D’un côté, le design des essais cliniques. Essentiel pour répondre au mieux aux questions, avec le plus de rigueur possible. Avec un focus sur les surrogate endpoints à utiliser (critères de l’essai qu’on fixe à son début et qui vont permettre de dire s’il y a réussite, ou  échec, selon qu’ils soient ou non atteints), mais aussi le changement des standards de soins au cours des essais cliniques, et comment le gérer. Car ils sont pour le moins mouvants. On pense en particulier au seuil de CD4 pour commencer un traitement qui varie selon les recommandations et selon les pays, même s’il a tendance à se relever depuis quelques années (de 350 à 500/mm3).
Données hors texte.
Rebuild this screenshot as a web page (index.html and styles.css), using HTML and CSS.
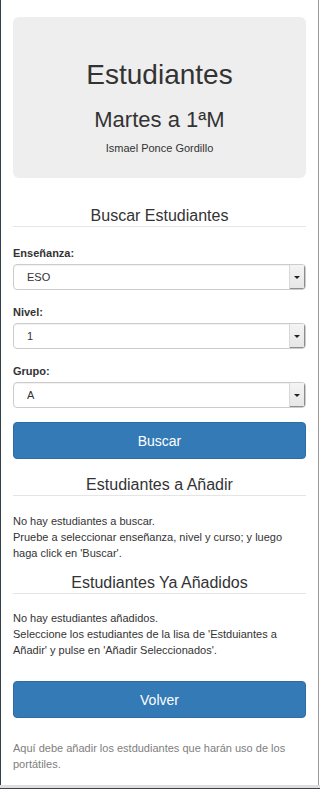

De l’autre côté, les "nouvelles frontières" dans les sciences de laboratoire : nanotechnologies, profilages cellule par cellule, modèles de laboratoire de la latence virale.


Le ronron de l’ouverture
Session d’autopromo ce soir à  la cérémonie d’ouverture. John Coffin, le président de la conférence accueille à la tribune le célèbre Dennis Burton, du Scripps Institute, qui a fait une revue des recherches vaccinales (enfin, des siennes surtout). Il s’agissait de défier la structure et la variabilité du VIH avec des anticorps largement neutralisants (c'est-à-dire capables de s’accrocher à des virus très différents, car le VIH a énormément de "visages" pour les anticorps). A renforts de vidéos en 3D de la structure moléculaire, il montre comment certains anticorps, identifiés en faisant appel à plus de 2 000 donneurs à travers le monde, s’accrochent au virus. Selon ses modélisations, avec 25 anticorps neutralisants à large spectre, on peut capter quasiment tous les virus. Reste à concevoir les vaccins capables de faire produire ces anticorps par nos organismes humains. Ce qui ne sera pas une mince affaire…


Suivent deux autres stars, Quarraisha et Salim Abdool Karim, du CAPRISA, centre de recherche sud africain créé en 2001, surtout connu pour l’essai de gel vaginal préventif à base de ténofovir. Mariés depuis plus de 20 ans, les deux cliniciens chercheurs expliquent les nombreux apports des partenariats entre leur équipe sud africaine, et de prestigieuses institutions et universités américaines, telle la très chic Columbia University de New -York. A la clé, 129 publications dans des revues scientifiques souvent de très haut niveau, et deux brevets : un sur le gel vaginal, et un vaccinal.